Case ID: or-app_112/html/0321-01.html
Source: Caselaw Access Project
Author: {"author": "\n      PER CURIAM", "license": "Public Domain", "url": "https://static.case.law/"}
Date Created: 2024-08-24T03:29:51.129683

Argued and submitted July 11,1991,
    reversed and remanded April 8,
    reconsideration denied June 17, petition for review pending 1992
    FRED MEYER, INC., Appellant, v. James T. McDONALD, Christian Groth, Diane Topp, Holli Messenger, Lisa Horowitz, Woodrow J. Kuhnhausen, Jeff Smalley, Valerie Filterer and Susan Beeler, Defendants, and Hale WEITZMAN, Respondent.
    
    (9003-01409; CA A64868)
    828 P2d 1054
    Charles F. Hinkle, Portland, argued the cause for appellant. With him on the brief was Stoel Rives Boley Jones & Grey, Portland.
    
      Gregory Kafoury, Portland, argued the cause and filed the brief for respondent.
    Before Richardson, Presiding Judge, and Rossman and De Muniz, Judges.
    PER CURIAM
   PER CURIAM

Plaintiff appeals from a judgment dismissing its action for declaratory and injunctive relief. It sought to prevent persons, including defendant Weitzman, from locating themselves at 41 of its stores for the purpose of soliciting signatures on initiative petitions. It did not seek to prohibit signature-collecting activities at any other Fred Meyer store.

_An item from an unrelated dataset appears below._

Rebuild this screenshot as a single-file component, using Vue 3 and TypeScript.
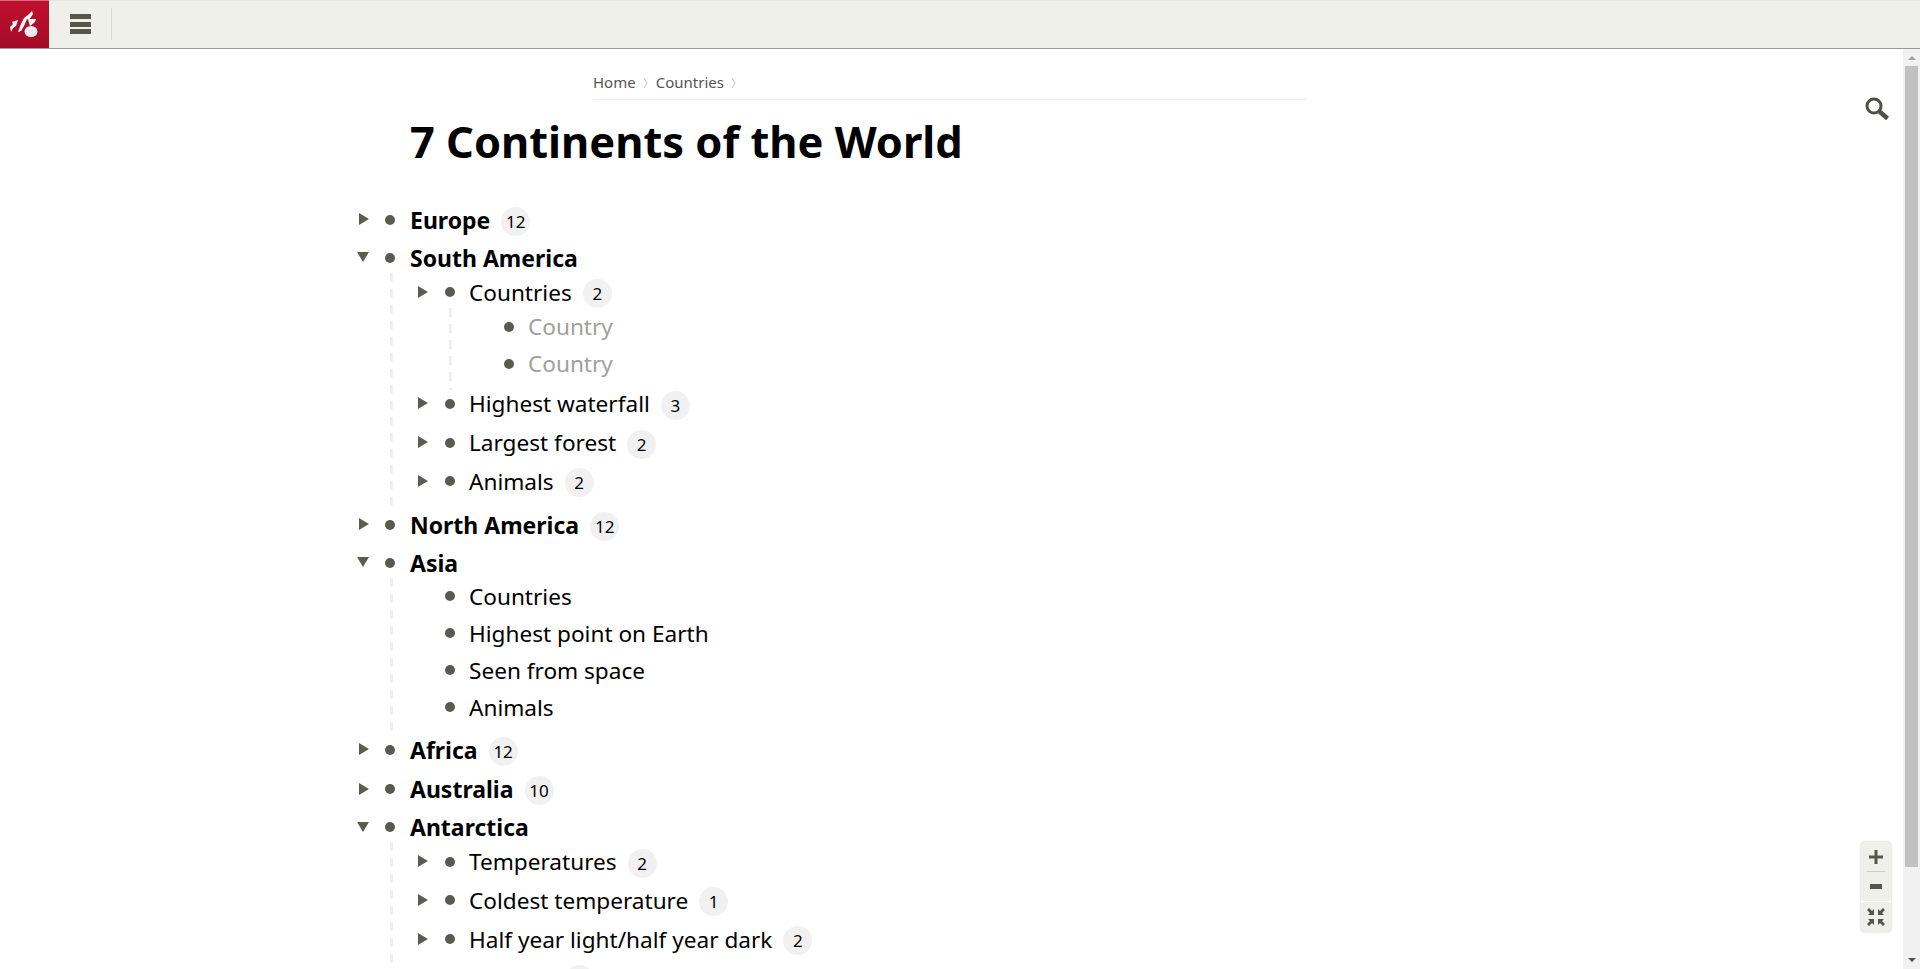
<script setup lang="ts">
interface Node { label: string; count?: number; grey?: boolean; arrow?: boolean; children?: Node[] }
const tree: Node[] = [
  { label: 'Europe', count: 12, arrow: true },
  { label: 'South America', arrow: true, children: [
    { label: 'Countries', count: 2, arrow: true, children: [
      { label: 'Country', grey: true }, { label: 'Country', grey: true } ] },
    { label: 'Highest waterfall', count: 3, arrow: true },
    { label: 'Largest forest', count: 2, arrow: true },
    { label: 'Animals', count: 2, arrow: true } ] },
  { label: 'North America', count: 12, arrow: true },
  { label: 'Asia', arrow: true, children: [
    { label: 'Countries' }, { label: 'Highest point on Earth' }, { label: 'Seen from space' }, { label: 'Animals' } ] },
  { label: 'Africa', count: 12, arrow: true },
  { label: 'Australia', count: 10, arrow: true },
  { label: 'Antarctica', arrow: true, children: [
    { label: 'Temperatures', count: 2, arrow: true },
    { label: 'Coldest temperature', count: 1, arrow: true },
    { label: 'Half year light/half year dark', count: 2, arrow: true },
    { label: 'Animals', count: 2, arrow: true } ] },
]
</script>

<template>
  <div class="app">
    <header class="bar">
      <div class="logo">
        <svg width="49" height="48" viewBox="0 0 49 48">
          <path d="M10 27l3-3-1-2 6-2-2 6-3 2-2 4z M18 32l3-8 3-6 4-3 4-4 1 3-4 6-2-1-3 7-3 5z M28 19l8 0-1 3-5 4-1-3z" fill="#fff" />
          <ellipse cx="31" cy="31.500" rx="6.500" ry="5.500" fill="#ececec" />
        </svg>
      </div>
      <div class="menu"><span></span><span></span><span></span></div>
      <div class="sep"></div>
    </header>
    <div class="body">
      <main class="page">
        <div class="head">
          <nav class="crumbs">
            <a>Home</a>
            <svg class="chev" width="5" height="12" viewBox="0 0 5 12"><path d="M1 1l3 5-3 5" fill="none" stroke="#c4c4c4" stroke-width="1" /></svg>
            <a>Countries</a>
            <svg class="chev" width="5" height="12" viewBox="0 0 5 12"><path d="M1 1l3 5-3 5" fill="none" stroke="#c4c4c4" stroke-width="1" /></svg>
          </nav>
          <h1>7 Continents of the World</h1>
        </div>
        <ul class="tree">
          <li v-for="(n, i) in tree" :key="i" class="item">
            <div class="row top" :class="{ tall: n.count }">
              <span class="tog" :class="{ open: n.children }"></span>
              <span class="dot"></span>
              <span class="label">{{ n.label }}</span>
              <span v-if="n.count" class="badge">{{ n.count }}</span>
            </div>
            <ul v-if="n.children" class="sub">
              <li v-for="(c, j) in n.children" :key="j" class="item">
                <div class="row mid" :class="{ tall: c.count }">
                  <span class="tog" :class="{ none: !c.arrow }"></span>
                  <span class="dot"></span>
                  <span class="label">{{ c.label }}</span>
                  <span v-if="c.count" class="badge">{{ c.count }}</span>
                </div>
                <ul v-if="c.children" class="sub inner">
                  <li v-for="(g, k) in c.children" :key="k" class="item">
                    <div class="row">
                      <span class="tog none"></span>
                      <span class="dot"></span>
                      <span class="label grey">{{ g.label }}</span>
                    </div>
                  </li>
                </ul>
              </li>
            </ul>
          </li>
        </ul>
      </main>
      <svg class="search" width="26" height="26" viewBox="0 0 26 26">
        <circle cx="10" cy="10" r="7" fill="none" stroke="#4f4f45" stroke-width="3" />
        <path d="M15.500 15.500l8 7" stroke="#4f4f45" stroke-width="4.500" fill="none" />
      </svg>
      <div class="zoom">
        <div class="zbtn">
          <svg width="14" height="14" viewBox="0 0 14 14"><path d="M5.500 0h3v5.500H14v3H8.500V14h-3V8.500H0v-3h5.500z" fill="#55554a" /></svg>
        </div>
        <div class="zline"></div>
        <div class="zbtn">
          <svg width="12" height="6" viewBox="0 0 12 6"><rect width="12" height="5" fill="#55554a" /></svg>
        </div>
        <div class="zsep"></div>
        <div class="zbtn">
          <svg width="18" height="18" viewBox="0 0 18 18" fill="#55554a">
            <path d="M0 2l2-2 3 3 2-2v6H1l2-2z M18 2l-2-2-3 3-2-2v6h6l-2-2z M0 16l2 2 3-3 2 2v-6H1l2 2z M18 16l-2 2-3-3-2 2v-6h6l-2 2z" />
          </svg>
        </div>
      </div>
      <div class="scrollbar">
        <span class="up"></span>
        <div class="thumb"></div>
        <span class="down"></span>
      </div>
    </div>
  </div>
</template>

<style>
html, body { margin: 0; height: 100%; overflow: hidden; background: #fff; }
</style>

<style scoped>
.app { height: 969px; display: flex; flex-direction: column; font-family: "Noto Sans", "Open Sans", sans-serif; color: #000; overflow: hidden; }
.bar { height: 48px; flex: none; display: flex; align-items: center; background: #f0f0eb; border-bottom: 1px solid #999; box-shadow: inset 0 1px 0 #e4e4e0; }
.logo { width: 49px; height: 48px; background: linear-gradient(#c0102f, #a30c28); box-shadow: inset 0 1px 0 #d0707f; }
.logo svg { display: block; }
.menu { margin-left: 21px; width: 21px; display: flex; flex-direction: column; gap: 2.500px; }
.menu span { height: 5px; background: #55554a; }
.sep { margin-left: 20px; width: 1px; height: 32px; background: #d8d8d3; }
.body { flex: 1; display: flex; position: relative; min-height: 0; }
.page { flex: 1; min-width: 0; padding-left: 351px; overflow: hidden; }
.head { padding-left: 59px; }
.crumbs { margin-left: 183px; width: 714px; height: 51px; box-sizing: border-box; padding-top: 15px; border-bottom: 1px solid #eee; font-size: 15px; line-height: 20px; color: #555; display: flex; align-items: center; }
.chev { margin: 2px 8px 0 7px; flex: none; }
h1 { margin: 12px 0 0; font-size: 43.400px; line-height: 60px; font-weight: 700; }
.tree, .sub { list-style: none; margin: 0; padding: 0; }
.tree { margin-top: 28px; }
.sub { margin: -3.500px 0 -3.500px 39px; padding: 0 0 8px 20px; background: repeating-linear-gradient(#eee 0 9px, transparent 9px 16px) left top / 3px 100% no-repeat; }
.sub.inner { margin-top: -3px; margin-bottom: -6px; padding-bottom: 8px; }
.row { height: 37px; display: flex; align-items: center; font-size: 22.600px; }
.row.tall { height: 39.300px; }
.mid:not(.tall) { height: 37px; }
.mid.tall { height: 38.700px; }
.top { font-weight: 700; font-size: 23px; }
.tog { width: 0; height: 0; border-style: solid; border-width: 6px 0 6px 10px; border-color: transparent transparent transparent #5c5c50; margin: 0 0 1px 8px; }
.tog.open { border-width: 10px 6px 0 6px; border-color: #5c5c50 transparent transparent; margin-left: 6px; }
.tog.none { border-color: transparent; }
.dot { width: 10px; height: 10px; border-radius: 50%; background: #5a5a50; margin: 0 0 0 17px; }
.label { margin-left: 14px; }
.top .dot { margin-left: 16px; }
.top .label { margin-left: 15px; }
.grey { color: #a0a09c; }
.badge { margin: 3px 0 0 11px; width: 29px; height: 29px; border-radius: 50%; background: #f1f1f1; font-size: 17px; font-weight: 400; line-height: 29px; text-align: center; flex: none; }
.search { position: absolute; right: 30px; top: 47px; }
.zoom { position: absolute; right: 29px; top: 793px; width: 30px; height: 90px; background: #f0f0eb; border-radius: 4px; box-shadow: 0 0 2px #bbb; display: flex; flex-direction: column; align-items: center; }
.zbtn { height: 29px; display: flex; align-items: center; justify-content: center; flex: none; }
.zline { width: 18px; height: 1px; background: #ccc; flex: none; }
.zsep { width: 100%; height: 1px; background: #fff; flex: none; }
.scrollbar { width: 17px; flex: none; background: #f1f1f1; display: flex; flex-direction: column; align-items: center; }
.thumb { width: 13px; flex: 1; background: #c1c1c1; margin: 0; }
.up, .down { flex: none; width: 0; border-left: 4px solid transparent; border-right: 4px solid transparent; box-sizing: content-box; }
.up { height: 0; border-bottom: 4px solid #a0a0a0; margin: 7px 0 6px; }
.down { height: 0; border-top: 4px solid #505050; margin: 91px 0 7px; }
</style>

The trial court determined that, under State v. Cargill, 100 Or App 336, 786 P2d 208, rev allowed 310 Or 133 (1990), defendant was engaged in constitutionally protected activity and could not be prohibited from collecting signatures at the entries to plaintiffs stores, because Cargill determined that the Fred Meyer store in that case was a “forum for assembly by the community.” 100 Or App at 348. The court concluded that Cargill required that result in this case, but said, “[W]ere it not for the Cargill decision, this Court would have no reluctance in granting the relief that [plaintiff] seeks.”

The holding in Cargill is limited by its facts. It involved a single store at which the defendants were arrested for trespassing. The trial court here was not bound to come to the same conclusion just because the signature gatherers were located at plaintiffs stores. Because it erred in determining that the rule in Cargill applies to all of the stores specified in this action, without evaluating each store on the record before it, we remand for that purpose.

Reversed and remanded for proceedings not inconsistent with this opinion. 
      
       Before trial, for unexplained reasons, plaintiff dismissed all defendants but Weitzman.
     
      
       The Oregon Supreme Court allowed review in Cargill in 1990. We held this case pending the Supreme Court’s decision in Cargill. In the interests of justice we are not waiting any longer.